No entanto, apesar das novas oportunidades e da relativa estabilidade, o coração de Domenico e Luigia nunca se desprendeu completamente da Itália. O sonho de retornar à sua terra natal, de caminhar novamente pelas ruas de Onigo, permanecia vivo, alimentado pelas lembranças e pela saudade. Eles falavam da Itália com os filhos, Angelo e Maria Augusta, tentando manter viva a conexão com suas raízes. Assunta, por sua vez, continuava a contar histórias de sua juventude, das festas, das colheitas e das pessoas que haviam deixado para trás.

Os anos passaram, e com eles, a vida em Curitiba se tornou cada vez mais enraizada. Angelo e Maria Augusta cresceram, integrando-se à cultura brasileira, mas sempre carregando em seus corações as histórias de seus pais sobre a Itália. Domenico, que envelheceu trabalhando a terra, e Luigia, que nunca abandonou sua força de espírito, viram seus filhos formarem suas próprias famílias no Brasil. A cada ano que passava, o retorno à Itália se tornava menos provável, e o sonho de voltar foi, aos poucos, se desvanecendo.

Assunta, a matriarca da família, foi a primeira a partir desta vida. Morreu em paz, cercada por seus entes queridos, mas sem nunca ter visto novamente sua terra natal. Sua morte marcou profundamente a família, especialmente Luigia, que sentiu o peso da decisão de emigrar e o sonho não realizado de retornar.
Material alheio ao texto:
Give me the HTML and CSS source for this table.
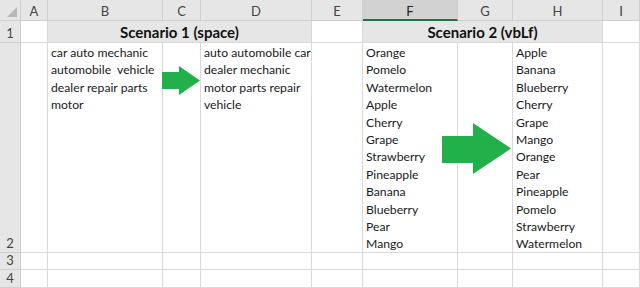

Domenico, por sua vez, continuou a trabalhar até o fim de seus dias, sempre com o olhar voltado para o horizonte, onde imaginava as montanhas do Vêneto.

No final, o "ritorno mai avvenuto" não foi um fracasso, mas sim uma aceitação das realidades da vida. O Brasil se tornou o novo lar da família, uma terra onde os sonhos de prosperidade se concretizaram, mesmo que o sonho de retornar à Itália nunca se realizasse. Angelo e Maria Augusta, agora adultos, continuaram a viver em Curitiba, passando para seus filhos a herança de suas raízes italianas e a história de seus pais, que, em busca de uma vida melhor, encontraram um lar em terras distantes.

A história de Domenico, Luigia, Assunta, Angelo e Maria Augusta é uma entre milhares de outras, de famílias que, em busca de sobrevivência, deixaram a Itália com a esperança de um dia voltar, mas que, ao final, encontraram um novo lar em terras estrangeiras. O retorno nunca aconteceu, mas a nova vida que construíram em Curitiba, com trabalho árduo e determinação, é o verdadeiro legado que deixaram para as gerações futuras.